Humidity, Evaporation, and Condensation: The Atmospheric Moisture Cycle

The presence of water in the atmosphere, primarily in its gaseous form (water vapor), is a critical component of the Earth’s climate system. This atmospheric moisture is central to the hydrological cycle and plays a fundamental role in the planet’s energy balance through the processes of evaporation and condensation.

  • Humidity:

    • Defined as the amount of water vapor present in the atmosphere.
    • Role in Energy Balance: Water vapor is a potent greenhouse gas that absorbs and re-radiates longwave (terrestrial) radiation, helping regulate Earth’s surface temperature. The phase changes of water—evaporation (liquid to gas) and condensation (gas to liquid)—involve the transfer of enormous amounts of energy, known as latent heat. This process, first described in detail by Scottish chemist Joseph Black around 1761, is a primary mechanism for redistributing heat from the tropics towards the poles.
    • Precipitation Potential: Humidity serves as an index of the atmosphere’s potential for yielding precipitation. The higher the water vapor content, the greater the likelihood of cloud formation and subsequent rain, snow, or hail, provided other atmospheric conditions are met.

  • Measurement of Humidity: Humidity is quantified in three primary ways, each offering a different perspective on atmospheric moisture content.

    • Specific Humidity:
      • It is the mass of water vapor (in grams) per unit mass of moist air (in kilograms). Expressed as g/kg.
      • This measurement indicates the actual quantity of moisture present in a parcel of air.
      • Crucially, specific humidity is not affected by changes in air temperature or pressure. As an air parcel rises and expands, its specific humidity remains constant as long as no moisture is added or removed. This makes it a valuable metric in meteorology for tracking air masses.
    • Absolute Humidity:
      • It is the mass of water vapor (in grams) contained within a specific volume of air (in cubic meters). Expressed as g/m³.
      • This value changes with the expansion or contraction of the air parcel. If an air parcel rises and expands, its volume increases, but the mass of water vapor remains the same, thus its absolute humidity decreases.
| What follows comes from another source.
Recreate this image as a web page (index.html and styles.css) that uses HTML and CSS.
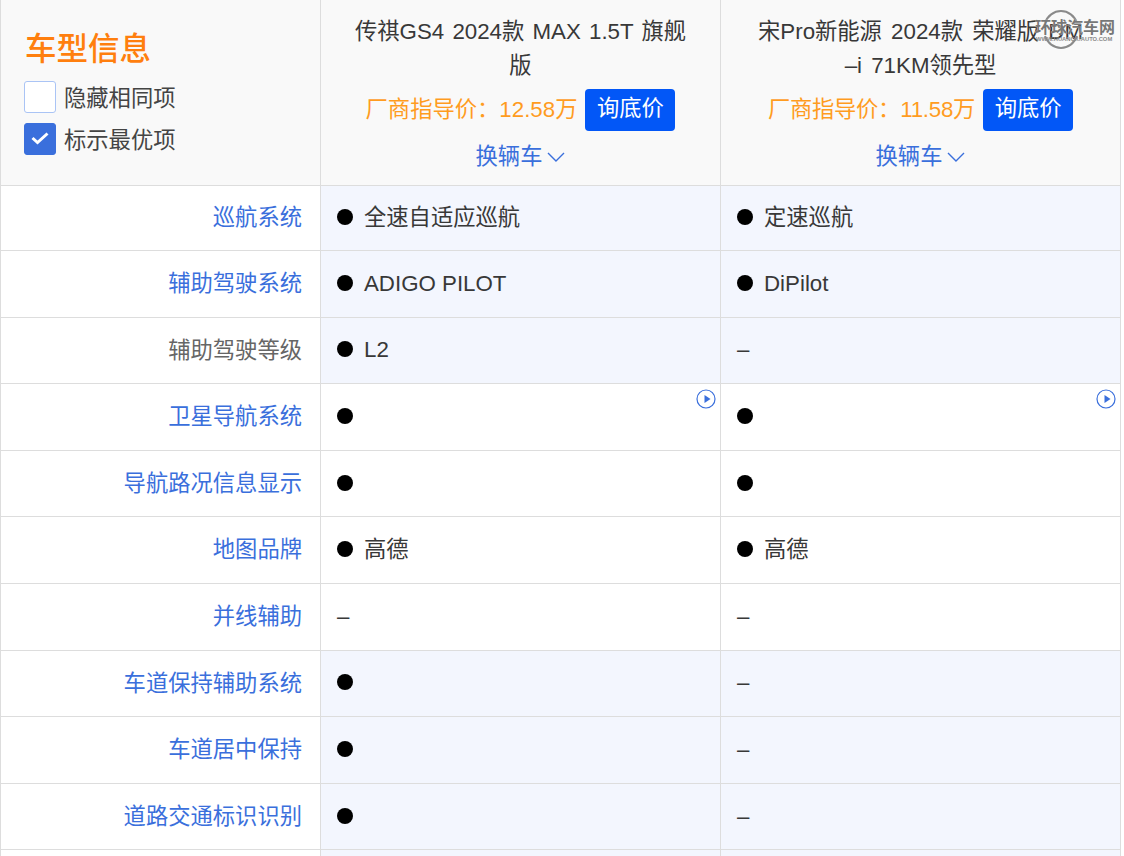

Conversely, if it descends and contracts, its absolute humidity increases.
      • Example: If a 1 m³ parcel of air contains 10 grams of water vapor, its absolute humidity is 10 g/m³. If this parcel expands to 2 m³, its absolute humidity drops to 5 g/m³.
    • Relative Humidity (RH):
      • Expressed as a percentage (%), it is the most commonly used measure in weather reports.
      • It is the ratio of the actual amount of water vapor present in the air to the maximum amount of water vapor the air can hold at that specific temperature.
      • Formula: RH = (Actual water vapor content / Maximum water vapor holding capacity) × 100.
      • Temperature Dependence: The maximum water vapor holding capacity of air is directly proportional to its temperature. Warmer air can hold significantly more moisture than colder air.
        • Effect of Temperature Increase: If temperature increases while the actual moisture content remains constant, the air’s capacity to hold water increases. This leads to a decrease in relative humidity. This is why afternoons, typically the warmest part of the day, often have the lowest RH.
        • Effect of Temperature Decrease: If temperature decreases, the air’s capacity to hold water decreases. This leads to an increase in relative humidity. This is why early mornings, often the coldest part of the day, have the highest RH.
      • Saturation: When the relative humidity reaches 100%, the air is said to be saturated. It cannot hold any more water vapor at that temperature. Further cooling will force the excess water vapor to condense into liquid water.

  • Evaporation:

    • This is the physical process where liquid water is converted into gaseous water vapor. It is a cooling process because it requires energy—the latent heat of vaporization (approximately 540 calories per gram of water)—which is absorbed from the surrounding environment.
    • Controlling Factors:
      1. Temperature: Higher air and water temperatures increase the kinetic energy of water molecules, allowing them to escape the liquid surface more easily, thus increasing the rate of evaporation.
      2. Humidity: The rate of evaporation is inversely related to the relative humidity of the air above the water surface. If the air is already close to saturation (high RH), the net rate of evaporation will be low. Dry air (low RH) promotes rapid evaporation.
      3. Wind Speed: Wind removes the layer of humid air directly above the water surface and replaces it with drier air, maintaining a steep vapor pressure gradient and thereby increasing the rate of evaporation.
    • Global Distribution:
      • Evaporation rates are highest over the subtropical oceans (around 20°-30° latitude), where clear skies, high solar insolation, and persistent trade winds create ideal conditions.
      • Rates are lowest in polar regions due to the extremely low temperatures and ice cover, which limits the availability of liquid water.

  • Condensation:

    • This is the reverse process of evaporation, where water vapor in the atmosphere is converted back into liquid water droplets. This process releases the stored latent heat back into the atmosphere, which is a crucial energy source for storms.
    • Dew Point: The temperature to which a parcel of air must be cooled, at constant pressure and water vapor content, to become saturated (RH = 100%). Condensation begins at this temperature.
    • Frost Point: If the dew point is below 0°C (the freezing point), it is referred to as the frost point. At this temperature, water vapor changes directly into ice crystals, a process called deposition or sublimation.
    • Condensation Nuclei: For condensation to occur, water vapor needs a surface to condense upon. In the atmosphere, these surfaces are microscopic particles of dust, smoke, salt (from sea spray), and pollutants, collectively known as hygroscopic condensation nuclei.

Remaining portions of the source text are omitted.